At this point Hend intervened to give them a lecture on memory. She said the most curious thing was to hear two people who’d been present at some event in the past recount their memories. “Each remembers things differently but that doesn’t mean they’re lying. It just shows the limitations of memory and that it’s always mixed up with the imagination.”

“So who’s right in this case?” asked Nasim.

“You’re both right,” said Hend.

“You mean memory is an
illusion
?” said Karim, using the French word.

“A
wahm
, Uncle.
Illusion
in Arabic is
wahm
,” said Nadim, Nasim’s eldest son. “I hear you speaking French a lot. Does that mean you don’t know Arabic?”

“And in France I speak Arabic, because memory, as your mother said, is a
wahm
.”

Suddenly the atmosphere became electric. Nasim leapt to the kitchen, staggering drunk. His wife ran after him and everyone heard them quarrel. Then Nasim came back bearing a square cardboard box wrapped in shiny green paper on which was written “Raheb Pastries – Homs.” He opened the box and said he’d brought them the best pastries in the world, that in Homs they made the best cheese pastry, and that when he tasted it he’d discovered that the secret of Arabic baking was a 100 percent Homs thing.

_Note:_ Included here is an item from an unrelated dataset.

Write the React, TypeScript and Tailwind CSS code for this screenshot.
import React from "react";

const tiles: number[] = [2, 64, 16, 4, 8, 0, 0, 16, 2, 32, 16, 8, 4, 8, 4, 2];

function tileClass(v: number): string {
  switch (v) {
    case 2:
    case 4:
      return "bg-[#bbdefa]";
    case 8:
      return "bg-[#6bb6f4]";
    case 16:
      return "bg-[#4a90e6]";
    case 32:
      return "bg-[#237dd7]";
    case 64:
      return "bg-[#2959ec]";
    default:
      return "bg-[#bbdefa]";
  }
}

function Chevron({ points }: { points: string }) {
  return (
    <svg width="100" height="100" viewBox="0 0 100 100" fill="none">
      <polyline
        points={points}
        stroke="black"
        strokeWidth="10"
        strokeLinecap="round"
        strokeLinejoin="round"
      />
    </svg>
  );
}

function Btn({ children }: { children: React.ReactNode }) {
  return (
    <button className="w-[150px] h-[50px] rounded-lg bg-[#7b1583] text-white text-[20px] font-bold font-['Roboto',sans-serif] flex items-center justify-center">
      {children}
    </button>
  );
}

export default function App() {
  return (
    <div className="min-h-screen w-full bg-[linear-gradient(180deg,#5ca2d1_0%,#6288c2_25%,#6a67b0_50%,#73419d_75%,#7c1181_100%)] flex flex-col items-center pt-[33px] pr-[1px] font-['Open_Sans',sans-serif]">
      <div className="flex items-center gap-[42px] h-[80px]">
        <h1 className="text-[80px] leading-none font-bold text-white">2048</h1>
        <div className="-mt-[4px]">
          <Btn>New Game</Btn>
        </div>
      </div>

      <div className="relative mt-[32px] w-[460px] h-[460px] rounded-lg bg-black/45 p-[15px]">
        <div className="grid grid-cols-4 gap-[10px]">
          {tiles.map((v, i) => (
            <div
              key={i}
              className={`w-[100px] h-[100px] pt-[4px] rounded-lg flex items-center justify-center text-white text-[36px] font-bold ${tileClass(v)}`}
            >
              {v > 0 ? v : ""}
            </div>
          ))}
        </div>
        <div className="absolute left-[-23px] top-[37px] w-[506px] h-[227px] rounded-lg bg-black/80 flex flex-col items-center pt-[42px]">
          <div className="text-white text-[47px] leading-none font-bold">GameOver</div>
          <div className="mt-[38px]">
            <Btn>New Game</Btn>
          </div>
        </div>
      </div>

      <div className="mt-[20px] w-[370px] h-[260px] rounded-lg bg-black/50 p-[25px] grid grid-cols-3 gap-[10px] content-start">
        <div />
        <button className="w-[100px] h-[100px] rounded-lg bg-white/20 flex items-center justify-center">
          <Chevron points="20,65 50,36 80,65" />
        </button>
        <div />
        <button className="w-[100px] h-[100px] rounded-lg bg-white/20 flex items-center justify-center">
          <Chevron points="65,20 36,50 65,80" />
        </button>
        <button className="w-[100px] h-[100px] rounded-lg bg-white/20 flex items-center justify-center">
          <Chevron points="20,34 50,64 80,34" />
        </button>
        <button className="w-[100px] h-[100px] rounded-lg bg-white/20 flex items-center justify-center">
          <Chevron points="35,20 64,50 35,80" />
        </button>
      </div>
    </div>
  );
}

Salma looked at him as though she couldn’t believe her eyes, her lower lip trembled, and a cold sweat started from her forehead.

Hend took hold of the pastries and said she was going to throw them in the trash.

“You, shut up and sit down!” said Salma, who then looked straight at Nasim and asked in a trembling voice, “That’s the boys’ pastry, isn’t it?”

Nasim nodded. “Mokhtar was on his own in the shop when I went in. He gave me a warm welcome and I could feel how tenderhearted the boy was. He refused to take money and like I told you, Mother, he said he was very anxious to get to know his mother, and then I don’t know what happened. The atmosphere changed. Two men arrived and I gathered that one of them was called Deyab.”

“He’s the eldest,” said Salma.

“When Deyab saw me and heard my first few words, he held up his hand, pointed to the door, and said, ‘Out! We don’t have a mother.’ ”

Salma’s face started to flush red and shadows drew themselves over her eyes.

“Tell me more,” she said.

“I told you yesterday, Mother. Damn this whole business!” said Hend.

Salma’s face grew more flushed and she tried to get up from her chair, steadying herself against the table, but fell back into a sitting position saying she felt dizzy.